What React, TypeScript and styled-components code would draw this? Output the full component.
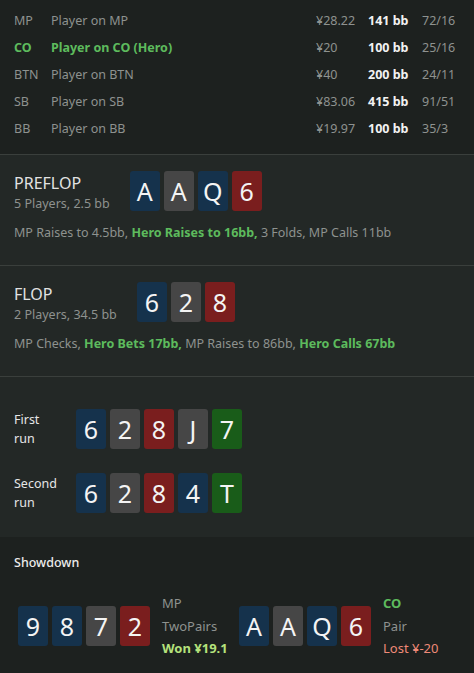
--
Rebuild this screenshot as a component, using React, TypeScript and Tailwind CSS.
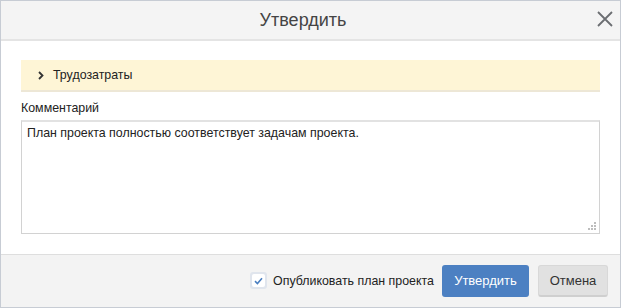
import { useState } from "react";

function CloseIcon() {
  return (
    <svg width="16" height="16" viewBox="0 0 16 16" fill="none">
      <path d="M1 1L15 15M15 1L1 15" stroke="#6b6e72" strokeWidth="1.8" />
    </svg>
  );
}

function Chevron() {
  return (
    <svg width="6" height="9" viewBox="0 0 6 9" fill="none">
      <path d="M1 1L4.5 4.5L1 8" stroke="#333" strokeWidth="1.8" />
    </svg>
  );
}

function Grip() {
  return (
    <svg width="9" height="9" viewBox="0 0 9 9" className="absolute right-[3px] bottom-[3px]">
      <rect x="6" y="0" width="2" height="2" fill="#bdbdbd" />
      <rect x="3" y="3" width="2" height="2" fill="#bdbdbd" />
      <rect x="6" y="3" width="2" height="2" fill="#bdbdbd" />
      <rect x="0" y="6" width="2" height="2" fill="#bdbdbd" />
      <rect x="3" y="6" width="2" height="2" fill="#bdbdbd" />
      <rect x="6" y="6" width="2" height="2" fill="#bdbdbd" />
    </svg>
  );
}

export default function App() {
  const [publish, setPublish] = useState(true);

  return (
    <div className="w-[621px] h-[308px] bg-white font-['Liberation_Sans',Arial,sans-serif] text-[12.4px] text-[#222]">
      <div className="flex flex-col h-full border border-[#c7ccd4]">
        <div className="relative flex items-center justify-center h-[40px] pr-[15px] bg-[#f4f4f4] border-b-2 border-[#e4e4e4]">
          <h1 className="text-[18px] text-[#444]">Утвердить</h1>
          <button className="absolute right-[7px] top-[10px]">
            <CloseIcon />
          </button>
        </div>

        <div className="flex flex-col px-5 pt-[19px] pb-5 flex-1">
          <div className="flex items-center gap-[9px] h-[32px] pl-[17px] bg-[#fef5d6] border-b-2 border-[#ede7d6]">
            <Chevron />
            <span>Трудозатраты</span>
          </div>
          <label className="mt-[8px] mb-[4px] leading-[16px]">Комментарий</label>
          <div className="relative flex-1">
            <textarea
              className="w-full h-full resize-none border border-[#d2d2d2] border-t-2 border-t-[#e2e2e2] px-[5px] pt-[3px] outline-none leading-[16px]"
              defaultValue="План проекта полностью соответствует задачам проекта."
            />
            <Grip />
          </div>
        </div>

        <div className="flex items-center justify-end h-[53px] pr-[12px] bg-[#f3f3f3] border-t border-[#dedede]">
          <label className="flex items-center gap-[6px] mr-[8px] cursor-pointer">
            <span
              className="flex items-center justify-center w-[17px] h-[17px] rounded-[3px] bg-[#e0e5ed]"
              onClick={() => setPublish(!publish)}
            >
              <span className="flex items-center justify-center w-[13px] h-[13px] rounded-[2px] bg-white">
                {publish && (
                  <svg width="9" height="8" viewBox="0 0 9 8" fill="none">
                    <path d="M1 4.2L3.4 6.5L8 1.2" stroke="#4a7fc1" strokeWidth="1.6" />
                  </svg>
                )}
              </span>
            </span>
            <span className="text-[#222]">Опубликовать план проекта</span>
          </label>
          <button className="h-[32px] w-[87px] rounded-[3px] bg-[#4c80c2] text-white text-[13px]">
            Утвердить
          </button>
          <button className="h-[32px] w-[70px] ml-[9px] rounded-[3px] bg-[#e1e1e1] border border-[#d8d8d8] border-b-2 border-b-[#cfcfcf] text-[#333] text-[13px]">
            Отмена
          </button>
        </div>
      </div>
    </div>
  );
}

(THE PROBLEM)
Your task is to gather every line with the word "component" and copy it.

(RESPONSE TO THIS EXERCISE)
What React, TypeScript and styled-components code would draw this? Output the full component.
Rebuild this screenshot as a component, using React, TypeScript and Tailwind CSS.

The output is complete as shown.